Let's create convenience functions of the estimated variance and standard deviation, and then test with simulation. For the minimum variance case of $d = \ell$ we'd expect the variance to be $\dfrac{\pi^2}{N} \left( \dfrac{\pi}{2} - 1 \right) \approx \dfrac{5.63}{N}$.
σ²(N, ℓ, d) = π^2/N * (d/ℓ * π/2 - 1)
σ(N, ℓ, d) = √σ²(N, d, ℓ);
For $N=10,000$ (i.e. $10,000$ needles) and $d = \ell$ the variance estimate is:
N, ℓ, d = 10_000, 1, 1
σ²(N, ℓ, d)
Running this simulation $5,000$ times and calculating the sample variance gives:
var([π_est(10_000, 1, 1) for _=1:5000])
- a pretty good match.
We can now say more about the expected accuracy of the estimate of $\pi$. We can expect to have an error of not more than two standard deviations away from the mean about $95\%$ of the time.

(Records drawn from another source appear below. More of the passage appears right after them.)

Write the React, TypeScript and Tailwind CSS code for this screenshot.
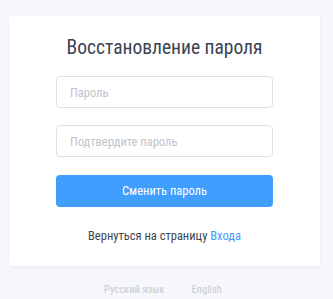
import React from "react";

export default function App() {
  return (
    <div
      className="min-h-[299px] w-[333px] bg-[#f5f7fa] pt-4"
      style={{ fontFamily: '"Roboto Condensed", "Liberation Sans", Arial, sans-serif' }}
    >
      <div className="ml-[9px] w-[311px] bg-white px-[47px] pt-[18px] pb-5 shadow-[0_1px_4px_0_rgba(0,0,0,0.06)]">
        <h1 className="whitespace-nowrap text-center text-[19.5px] leading-[28px] text-[#3b4354]">Восстановление пароля</h1>
        <input
          type="password"
          placeholder="Пароль"
          className="mt-[14px] block h-8 w-full rounded border border-[#dcdfe6] px-[13px] text-[12.5px] text-[#606266] outline-none placeholder:text-[#c0c4cc]"
        />
        <input
          type="password"
          placeholder="Подтвердите пароль"
          className="mt-[17px] block h-8 w-full rounded border border-[#dcdfe6] px-[13px] text-[12.5px] text-[#606266] outline-none placeholder:text-[#c0c4cc]"
        />
        <button className="mt-[18px] block h-8 w-full rounded bg-[#409eff] text-[12.5px] text-white">
          Сменить пароль
        </button>
        <p className="mt-[19px] text-center text-[12.5px] leading-5 text-[#3f4652]">
          Вернуться на страницу <a className="text-[#409eff]">Входа</a>
        </p>
      </div>
      <div className="mt-[14px] flex justify-center gap-[27px] pr-[7px] text-[10.6px] leading-5 text-[#c8cbd2]">
        <span>Русский язык</span>
        <span>English</span>
      </div>
    </div>
  );
}
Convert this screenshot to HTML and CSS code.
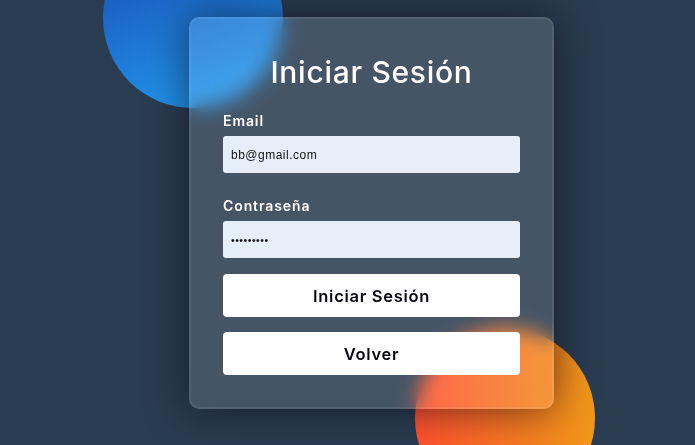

For $d = \ell$ and $N = 10,000$ this is:
2σ(10_000, 1, 1)
For $d = \ell$ and $N = 10,000,000$ this is:
2σ(10_000_000, 1, 1)
Now let's run the simulation again with this optimal setting of $d=\ell$.
π_hat = π_est(10_000_000, 1, 1)
println("π estimate : $(round(π_hat, 6))")
println("π actual : $(round(π, 6))")
println("absolute difference : $(round(π_hat - π, 6))")
we find the estimate is inside this error interval.
Turning this error estimate around we can see how slow the convergence is for a given confidence interval. If we want a $95 \%$ confidence that the error is not more than $\epsilon$ we should throw $\left( 2 \dfrac{\sqrt 5.63}{\epsilon} \right)^2$ needles. So if we want the error margin to be to 3 digits (i.e. $\epsilon = 0,001$) we'd need to drop over $22,000,000$ needles!
Now returning to the choice of $d$ (i.e. how far apart to draw the horizontal lines - given needle length $\ell$). As shown above, to minimise the variance we want $d = \ell$. We can demonstrate this with simulations and charts. We'll run $1,000$ trials of $10,000$ needles each for four parameter settings of $d$.
Each point in the chart below is an estimate of $\pi$ and the red lines show the $95%$ confidence interval estimated as above. As you can see, the case $d = \ell$ does indeed have the lowest variance.
using Gadfly # Plotting package
function plot_trials(;ℓ=1, d=1)
estimates = zeros(1000)
for k in 1:1000
estimates[k] = π_est(10_000, ℓ, d)
end
l1 = layer(yintercept=[π - 2σ(10_000, d, ℓ), π + 2σ(10_000, d, ℓ)], Geom.hline(color="red"))
l2 = layer(x=1:1000, y=estimates, Geom.point)
guides = (Coord.cartesian(ymin=2.8, ymax=3.5),
Guide.xticks(ticks=collect(200:200:1000)), Guide.yticks(ticks=[2.8, 2.9, 3.0, 3.1, 3.14, 3.2, 3.3, 3.4, 3.5]),
Guide.xlabel("trial"), Guide.ylabel("estimate"), Guide.title("ℓ = $ℓ, d = $d"))
plot(l1, l2, guides...)
end;
set_default_plot_size(24cm, 16cm)
vstack(hstack(plot_trials(ℓ=1, d=1), plot_trials(ℓ=1, d=2)), hstack(plot_trials(ℓ=1, d=4), plot_trials(ℓ=1, d=8)))